In effect, the study confirms Census Bureau data showing that those with college educations enjoyed a sharp rise in their incomes in the 1980s, while those with high-school or less saw a decline. Those numbers, however, say nothing about whether this income difference was affected by ability levels.

The Ohio festival, the largest gathering of twins in the world, attracted 3,000 sets of twins, triplets, and quadruplets. Mr. Ashenfelter and Mr. Krueger interviewed more than 495 separate individuals over the age of 18 during the festival's three days.

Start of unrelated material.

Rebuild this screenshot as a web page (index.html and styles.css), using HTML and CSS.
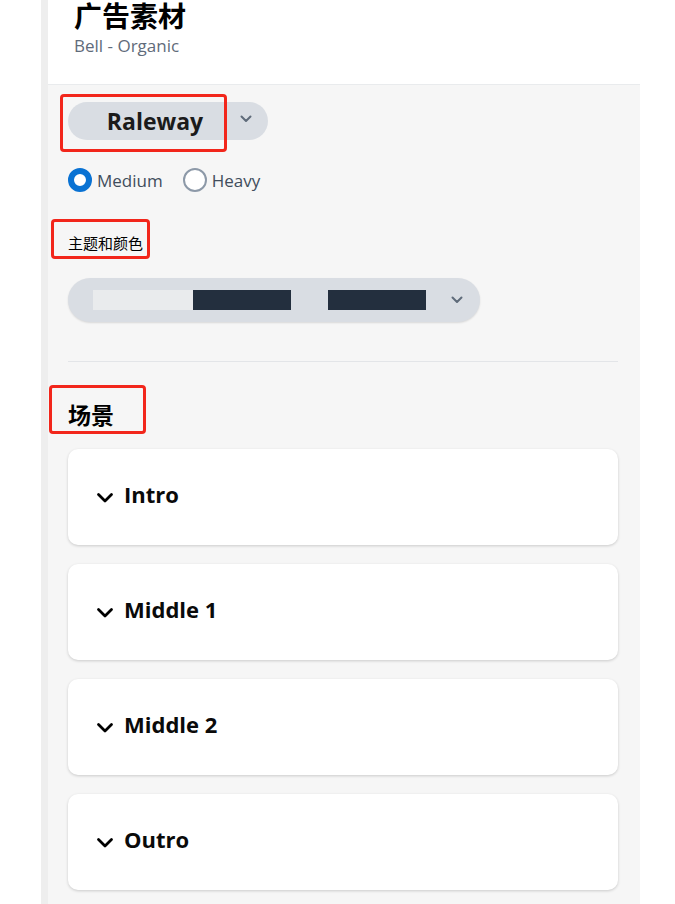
FILE: index.html
```html
<!DOCTYPE html>
<html lang="zh">
<head>
  <meta charset="UTF-8" />
  <meta name="viewport" content="width=device-width, initial-scale=1.0" />
  <title>广告素材</title>
  <link rel="stylesheet" href="styles.css">
</head>
<body>
  <div class="page">
    <div class="gutter"></div>
    <div class="main">
      <header class="header">
        <h1 class="title">广告素材</h1>
        <div class="subtitle">Bell - Organic</div>
      </header>

      <section class="panel">
        <div class="font-pick">
          <span class="font-name">Raleway<span class="mark mark-font"></span></span>
          <span class="font-arrow">
            <svg width="12" height="8" viewBox="0 0 12 8"><path d="M1.5 1.5 L6 6 L10.5 1.5" fill="none" stroke="#5f6b7a" stroke-width="2" stroke-linecap="round" stroke-linejoin="round"/></svg>
          </span>
        </div>

        <div class="weights">
          <label class="radio"><span class="dot on"></span>Medium</label>
          <label class="radio"><span class="dot"></span>Heavy</label>
        </div>

        <div class="label">主题和颜色<span class="mark mark-theme"></span></div>

        <div class="theme-pick">
          <span class="swatch light"></span>
          <span class="swatch dark"></span>
          <span class="swatch dark second"></span>
          <svg class="theme-arrow" width="12" height="8" viewBox="0 0 12 8"><path d="M1.5 1.5 L6 6 L10.5 1.5" fill="none" stroke="#5f6b7a" stroke-width="2" stroke-linecap="round" stroke-linejoin="round"/></svg>
        </div>

        <hr class="divider">

        <h2 class="scenes">场景<span class="mark mark-scenes"></span></h2>

        <div class="cards">
          <div class="card">
            <svg width="18" height="11" viewBox="0 0 18 11"><path d="M2.5 2.5 L9 9 L15.5 2.5" fill="none" stroke="#000" stroke-width="2.8" stroke-linecap="round" stroke-linejoin="round"/></svg>
            <span>Intro</span>
          </div>
          <div class="card">
            <svg width="18" height="11" viewBox="0 0 18 11"><path d="M2.5 2.5 L9 9 L15.5 2.5" fill="none" stroke="#000" stroke-width="2.8" stroke-linecap="round" stroke-linejoin="round"/></svg>
            <span>Middle 1</span>
          </div>
          <div class="card">
            <svg width="18" height="11" viewBox="0 0 18 11"><path d="M2.5 2.5 L9 9 L15.5 2.5" fill="none" stroke="#000" stroke-width="2.8" stroke-linecap="round" stroke-linejoin="round"/></svg>
            <span>Middle 2</span>
          </div>
          <div class="card">
            <svg width="18" height="11" viewBox="0 0 18 11"><path d="M2.5 2.5 L9 9 L15.5 2.5" fill="none" stroke="#000" stroke-width="2.8" stroke-linecap="round" stroke-linejoin="round"/></svg>
            <span>Outro</span>
          </div>
        </div>
      </section>
    </div>
  </div>
</body>
</html>
```

FILE: styles.css
```css
body {
  margin: 0;
  background: #fff;
  font-family: "Open Sans", "Noto Sans CJK SC", sans-serif;
  color: #000;
}
.page {
  display: flex;
  min-height: 904px;
  padding-left: 41px;
}
.gutter {
  width: 7px;
  background: #eeeeee;
}
.main {
  width: 592px;
  display: flex;
  flex-direction: column;
}
.header {
  height: 84px;
  border-bottom: 1px solid #e9ebed;
  padding-left: 26px;
  background: #fff;
}
.title {
  margin: 0;
  font-size: 28px;
  line-height: 32px;
  font-weight: bold;
  color: #000;
}
.subtitle {
  margin-top: 3px;
  font-size: 17px;
  line-height: 22px;
  color: #5f6b7a;
}
.panel {
  flex: 1;
  background: #f6f6f6;
  padding: 17px 22px 0 20px;
}
.mark {
  position: absolute;
  border: 3px solid #f2261b;
  border-radius: 4px;
  box-sizing: border-box;
}
.font-pick {
  display: flex;
  width: 200px;
  height: 38px;
  background: #d9dde3;
  border-radius: 19px;
}
.font-name {
  position: relative;
  width: 158px;
  box-sizing: border-box;
  padding-left: 16px;
  text-align: center;
  font-size: 23px;
  font-weight: bold;
  line-height: 38px;
  color: #1b1b1b;
}
.mark-font {
  left: -8px;
  top: -8px;
  width: 167px;
  height: 58px;
}
.font-arrow {
  flex: 1;
  display: flex;
  align-items: center;
  justify-content: center;
  padding-right: 2px;
  padding-bottom: 4px;
}
.weights {
  display: flex;
  gap: 20px;
  margin-top: 28px;
  height: 24px;
}
.radio {
  display: flex;
  align-items: center;
  gap: 5px;
  font-size: 17px;
  color: #414d5c;
}
.dot {
  width: 20px;
  height: 20px;
  border: 2px solid #8d99a8;
  border-radius: 50%;
  background: #fff;
}
.dot.on {
  width: 12px;
  height: 12px;
  border: 6px solid #0972d3;
}
.label {
  position: relative;
  margin-top: 41px;
  font-size: 15px;
  line-height: 20px;
  color: #000;
}
.mark-theme {
  left: -17px;
  top: -14px;
  width: 99px;
  height: 40px;
}
.theme-pick {
  display: flex;
  align-items: center;
  width: 412px;
  height: 44px;
  margin-top: 25px;
  background: #d9dde3;
  border-radius: 22px;
  padding-left: 25px;
  box-sizing: border-box;
  box-shadow: 0 1px 2px rgba(0, 0, 0, 0.12);
}
.swatch {
  height: 20px;
  width: 98px;
}
.swatch.light {
  width: 100px;
  background: #e9ebed;
}
.swatch.dark {
  background: #232f3e;
}
.swatch.second {
  margin-left: 37px;
}
.theme-arrow {
  margin-left: 25px;
}
.divider {
  margin: 39px 0 0;
  border: none;
  border-top: 1px solid #e3e5e8;
}
.scenes {
  position: relative;
  margin: 40px 0 0;
  font-size: 23px;
  line-height: 26px;
  font-weight: bold;
}
.mark-scenes {
  left: -19px;
  top: -17px;
  width: 97px;
  height: 49px;
}
.cards {
  display: flex;
  flex-direction: column;
  gap: 19px;
  margin-top: 21px;
}
.card {
  display: flex;
  align-items: center;
  gap: 10px;
  height: 96px;
  padding-left: 28px;
  background: #fff;
  border-radius: 10px;
  box-shadow: 0 1px 3px rgba(0, 0, 0, 0.18);
  font-size: 22px;
  font-weight: bold;
  color: #0a0a0a;
}
.card span {
  line-height: 26px;
  margin-bottom: 7px;
}
```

Parents of identical twins often do not know quite how to treat their matching offspring, Ashenfelter says. That is reflected in such first names for twins as: Marie Antoinette and Mark Anthony, Ron and Don, Ned and Fred, Chester and Lester.

In a National Bureau of Economic Research paper, the economists write: "Much of the purpose of a twins festival is to celebrate the similarity of the twins who are present. The participants therefore tend to dress alike and to celebrate their similarity. As a result we suspect the twins in our sample may bear stronger similarities than would be the case in a random sample of twins."

They were looking especially for identical twins with a difference in the number of years of schooling between them.

When estimating the economic return to education, they did not use the questionnaire data from fraternal, or dizygotic, twins resulting from the fertilization of separate eggs. Such siblings are genetically similar only as are brothers and sisters. The data collected shows that the wage rates and education levels of identical twins are more highly correlated than for fraternal twins.

One problem for those considering investing large sums in a college education is that there is no guarantee of a 64 percent return in post-graduation wages, Ashenfelter notes. The survey looked at averages, and within those averages, some individuals got a poor return on their investment in education.